Even if Kepler’s Laws of planetary motion do not specifically apply to Patricia’s current job, though, it’s also hardly a stretch to see a general carryover from his engineering education. Details matter. Fractions of time add up surprisingly quickly. And it’s not an asteroid hurtling toward the Earth, but the stakes are still high to come up with the right calculation for the Jaguars’ fourth-and-15 play with a trip to the Super Bowl on the line.

“Engineers are taught to be logical, to look at data and then find good solutions based on that data,” Anderson says, “and from what I’ve seen on a football field, that is largely what he’s doing, though his system is a little bit more chaotic than the ones I deal with.”

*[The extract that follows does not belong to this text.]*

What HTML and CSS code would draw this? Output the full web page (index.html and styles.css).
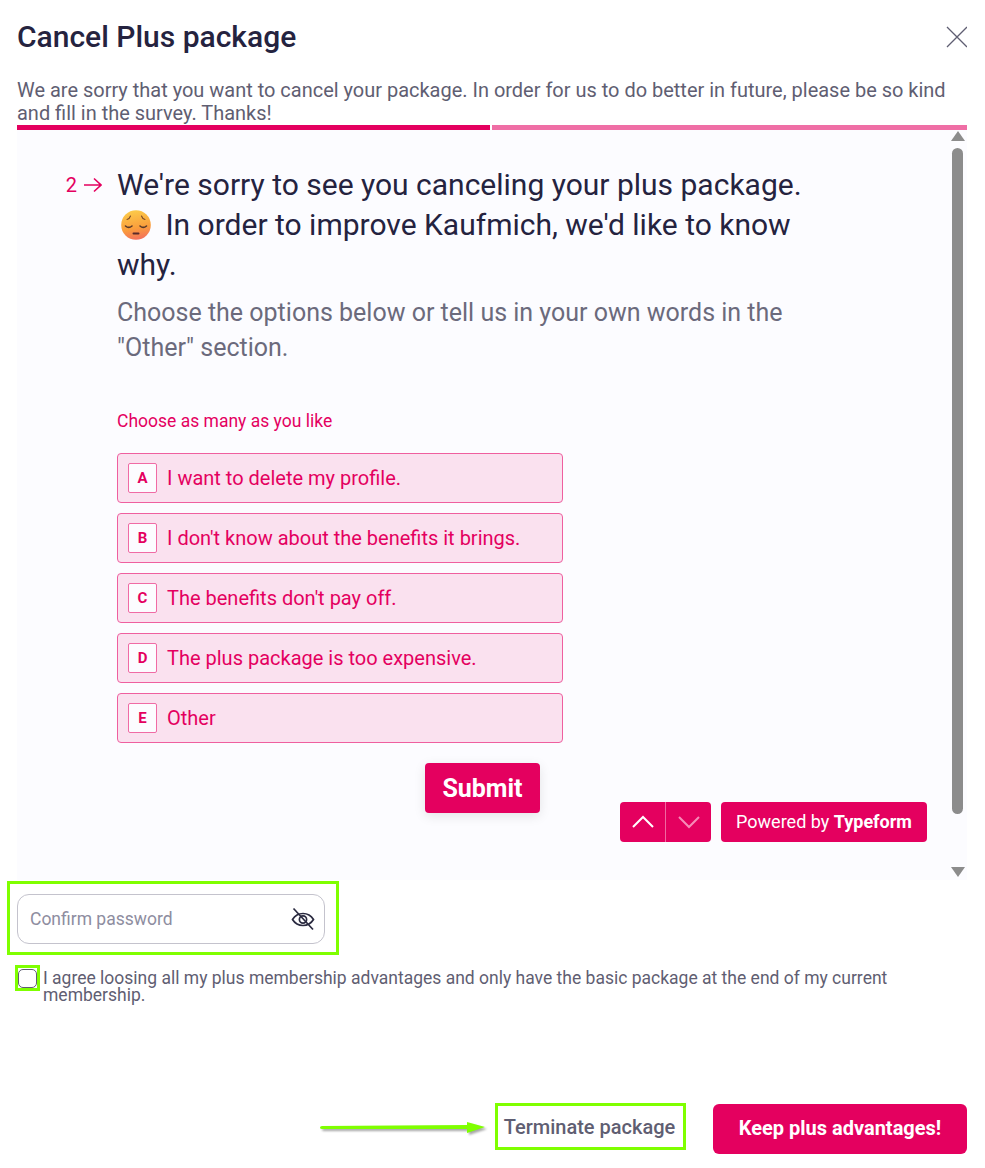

Too bad we’re not visiting in Week 14, Anderson says. The solution of the Newton-Euler equations for an axisymmetric body would perfectly describe the wobble of the football as it travels through the air. For now, he turns his attention back to the two-body problem. It’s an approximation of what happens in real life, he explains, but it’s a pretty good one.

“It provides true insight into what is important, and what isn’t, and why,” Anderson says. “What can we ignore? What’s important?” Football isn’t rocket science, but the questions these RPI engineering students are pondering in this Space Mechanics class don’t sound too different from the ones their most prominent alum is confronting right now in his Gillette Stadium office.